The Correct Option is A

Step 1: Understanding the Concept:
An implication \(X \to Y\) is False only when \(X\) is True and \(Y\) is False.
Step 2: Key Formula or Approach:
For \([p \wedge \sim r] \to [\sim r \wedge q]\) to be False:
1. \(p \wedge \sim r \equiv \text{True}\)
2. \(\sim r \wedge q \equiv \text{False}\)
Step 3: Detailed Explanation:
From (1), \(p \equiv \text{True}\) and \(\sim r \equiv \text{True} \implies r \equiv \text{False}\).
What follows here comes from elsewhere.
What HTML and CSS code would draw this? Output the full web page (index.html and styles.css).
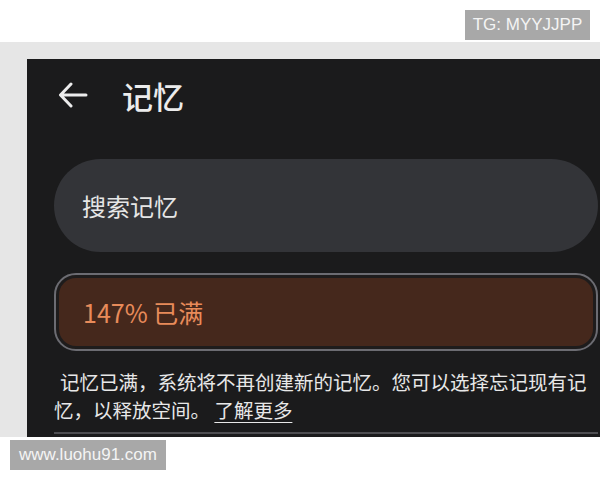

From (2), since \(\sim r \equiv \text{True}\), for the conjunction to be False, \(q\) must be \(\text{False}\).
So: \(p = T, q = F, r = F\).
Testing options:
(A) \((T \vee F) \to T \equiv T \to T \equiv \text{True}\).
(B) \((F \vee F) \to F \equiv F \to F \equiv \text{True}\).
(C) \(\sim (T \vee F) \to T \equiv \sim T \to T \equiv F \to T \equiv \text{True}\).
(D) \(\sim (F \vee F) \to \sim T \equiv \sim F \to F \equiv T \to F \equiv \text{False}\).
Step 4: Final Answer:
The statement in option (D) is False.